Given information:
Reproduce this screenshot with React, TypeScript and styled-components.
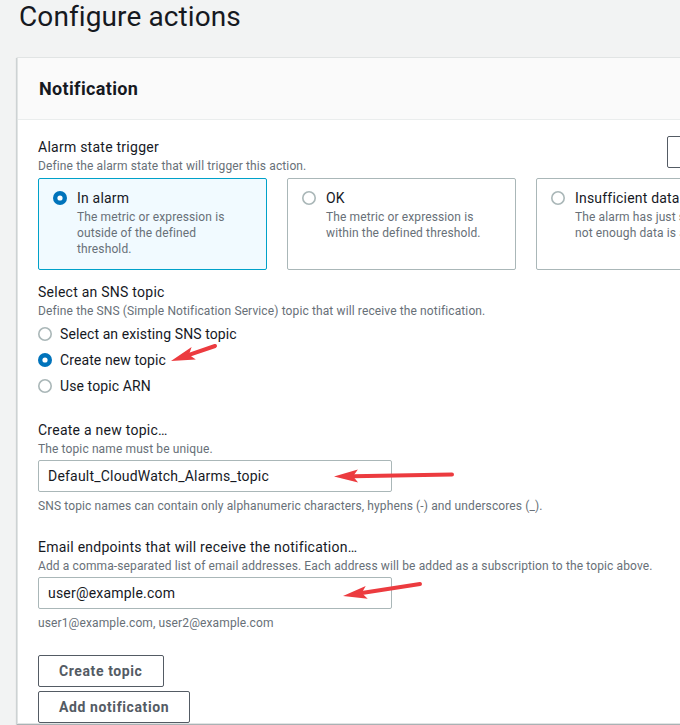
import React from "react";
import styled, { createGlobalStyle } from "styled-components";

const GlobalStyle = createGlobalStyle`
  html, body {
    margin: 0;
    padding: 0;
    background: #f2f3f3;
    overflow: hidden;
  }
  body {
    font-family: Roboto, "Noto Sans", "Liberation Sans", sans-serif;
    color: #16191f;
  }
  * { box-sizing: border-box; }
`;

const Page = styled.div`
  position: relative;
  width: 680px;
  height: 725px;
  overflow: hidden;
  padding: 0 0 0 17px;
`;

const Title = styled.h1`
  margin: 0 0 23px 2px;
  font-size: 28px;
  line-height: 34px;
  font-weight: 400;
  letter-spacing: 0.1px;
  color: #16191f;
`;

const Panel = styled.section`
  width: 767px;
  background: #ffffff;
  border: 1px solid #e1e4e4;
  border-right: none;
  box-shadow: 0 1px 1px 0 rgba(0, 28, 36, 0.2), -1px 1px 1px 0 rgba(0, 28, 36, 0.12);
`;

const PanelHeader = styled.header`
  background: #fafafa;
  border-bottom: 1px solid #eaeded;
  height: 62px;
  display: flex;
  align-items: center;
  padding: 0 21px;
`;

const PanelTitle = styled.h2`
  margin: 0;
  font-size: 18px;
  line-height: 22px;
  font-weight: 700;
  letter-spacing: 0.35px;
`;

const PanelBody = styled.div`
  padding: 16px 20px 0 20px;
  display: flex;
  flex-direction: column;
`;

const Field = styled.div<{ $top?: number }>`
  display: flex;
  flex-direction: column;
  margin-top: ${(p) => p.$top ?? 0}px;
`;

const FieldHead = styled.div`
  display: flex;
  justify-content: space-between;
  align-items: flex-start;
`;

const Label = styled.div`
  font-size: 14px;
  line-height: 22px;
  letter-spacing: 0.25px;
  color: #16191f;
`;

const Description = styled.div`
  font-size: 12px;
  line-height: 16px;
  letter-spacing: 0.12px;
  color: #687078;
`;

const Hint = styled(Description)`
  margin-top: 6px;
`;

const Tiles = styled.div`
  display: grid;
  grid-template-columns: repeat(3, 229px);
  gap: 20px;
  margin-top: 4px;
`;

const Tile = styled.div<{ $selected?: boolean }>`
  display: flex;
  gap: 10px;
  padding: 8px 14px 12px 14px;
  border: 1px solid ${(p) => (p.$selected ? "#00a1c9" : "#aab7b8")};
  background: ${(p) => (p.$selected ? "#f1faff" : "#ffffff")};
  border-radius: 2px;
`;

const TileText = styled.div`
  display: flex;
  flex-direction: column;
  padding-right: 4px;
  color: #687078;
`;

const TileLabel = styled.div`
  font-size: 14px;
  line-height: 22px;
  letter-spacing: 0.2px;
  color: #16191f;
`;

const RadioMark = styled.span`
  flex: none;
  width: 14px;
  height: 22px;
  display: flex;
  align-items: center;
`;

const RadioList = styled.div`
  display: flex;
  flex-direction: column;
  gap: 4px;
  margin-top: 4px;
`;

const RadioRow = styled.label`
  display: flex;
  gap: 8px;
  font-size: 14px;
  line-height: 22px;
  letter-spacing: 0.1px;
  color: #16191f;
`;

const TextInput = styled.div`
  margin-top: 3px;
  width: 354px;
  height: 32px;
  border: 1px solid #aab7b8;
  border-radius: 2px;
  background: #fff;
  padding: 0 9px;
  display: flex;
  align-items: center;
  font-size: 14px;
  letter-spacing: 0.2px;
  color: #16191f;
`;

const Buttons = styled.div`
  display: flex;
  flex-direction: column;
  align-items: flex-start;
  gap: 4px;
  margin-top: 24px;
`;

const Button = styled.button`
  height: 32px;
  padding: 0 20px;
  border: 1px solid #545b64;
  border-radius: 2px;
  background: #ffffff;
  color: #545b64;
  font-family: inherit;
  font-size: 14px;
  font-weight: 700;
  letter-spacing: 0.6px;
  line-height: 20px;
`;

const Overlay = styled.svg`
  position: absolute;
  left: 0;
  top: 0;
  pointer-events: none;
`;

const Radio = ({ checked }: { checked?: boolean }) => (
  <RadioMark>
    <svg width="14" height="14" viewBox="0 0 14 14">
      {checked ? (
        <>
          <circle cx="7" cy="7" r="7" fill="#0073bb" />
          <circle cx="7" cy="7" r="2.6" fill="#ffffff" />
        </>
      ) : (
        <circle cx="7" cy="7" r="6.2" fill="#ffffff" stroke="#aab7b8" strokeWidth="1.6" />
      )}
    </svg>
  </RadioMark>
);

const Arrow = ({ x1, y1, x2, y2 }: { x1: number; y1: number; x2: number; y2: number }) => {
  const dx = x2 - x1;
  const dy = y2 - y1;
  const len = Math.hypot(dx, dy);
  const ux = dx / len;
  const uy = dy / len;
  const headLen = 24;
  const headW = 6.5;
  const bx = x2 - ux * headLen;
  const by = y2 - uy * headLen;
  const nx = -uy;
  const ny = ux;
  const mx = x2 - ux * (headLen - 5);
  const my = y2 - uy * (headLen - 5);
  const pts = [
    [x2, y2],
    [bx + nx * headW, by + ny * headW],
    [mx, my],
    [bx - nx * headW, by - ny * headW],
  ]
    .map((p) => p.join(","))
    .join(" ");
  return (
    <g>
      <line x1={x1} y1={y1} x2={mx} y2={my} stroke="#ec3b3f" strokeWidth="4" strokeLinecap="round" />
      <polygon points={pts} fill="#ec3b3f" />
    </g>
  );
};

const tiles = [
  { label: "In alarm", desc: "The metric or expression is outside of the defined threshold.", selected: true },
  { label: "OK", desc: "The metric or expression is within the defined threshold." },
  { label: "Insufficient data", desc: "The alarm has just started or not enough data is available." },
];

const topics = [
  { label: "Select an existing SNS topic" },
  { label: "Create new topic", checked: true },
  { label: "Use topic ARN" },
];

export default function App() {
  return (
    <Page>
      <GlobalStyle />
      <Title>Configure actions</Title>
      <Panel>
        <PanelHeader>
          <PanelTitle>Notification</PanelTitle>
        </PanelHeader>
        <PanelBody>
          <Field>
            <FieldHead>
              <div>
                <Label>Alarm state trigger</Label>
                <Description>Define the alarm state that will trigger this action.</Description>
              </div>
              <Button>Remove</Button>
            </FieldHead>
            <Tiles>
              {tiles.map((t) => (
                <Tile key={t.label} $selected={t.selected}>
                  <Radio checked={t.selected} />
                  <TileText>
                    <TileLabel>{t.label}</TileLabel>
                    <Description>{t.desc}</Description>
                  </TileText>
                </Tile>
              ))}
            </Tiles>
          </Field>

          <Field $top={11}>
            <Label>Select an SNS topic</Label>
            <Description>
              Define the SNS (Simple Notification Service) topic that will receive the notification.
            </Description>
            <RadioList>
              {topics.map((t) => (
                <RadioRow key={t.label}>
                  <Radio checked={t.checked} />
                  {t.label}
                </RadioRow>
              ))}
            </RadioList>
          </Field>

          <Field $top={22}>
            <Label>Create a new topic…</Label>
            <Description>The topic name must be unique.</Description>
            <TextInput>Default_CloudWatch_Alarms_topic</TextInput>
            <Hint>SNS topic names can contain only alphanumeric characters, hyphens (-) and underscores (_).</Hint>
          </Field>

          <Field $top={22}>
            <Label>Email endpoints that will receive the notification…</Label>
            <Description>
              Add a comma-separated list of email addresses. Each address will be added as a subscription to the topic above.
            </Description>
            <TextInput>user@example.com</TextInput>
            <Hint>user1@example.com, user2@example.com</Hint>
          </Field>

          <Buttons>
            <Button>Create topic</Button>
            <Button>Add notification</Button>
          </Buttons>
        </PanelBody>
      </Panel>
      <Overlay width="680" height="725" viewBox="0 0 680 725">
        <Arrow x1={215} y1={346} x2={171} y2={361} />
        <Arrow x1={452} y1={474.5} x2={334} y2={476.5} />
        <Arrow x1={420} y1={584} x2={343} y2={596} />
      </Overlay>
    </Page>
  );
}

What you have to do:
Which lines hold the string "this"? Copy all of them from the data above.

Result:
Reproduce this screenshot with React, TypeScript and styled-components.
                <Description>Define the alarm state that will trigger this action.</Description>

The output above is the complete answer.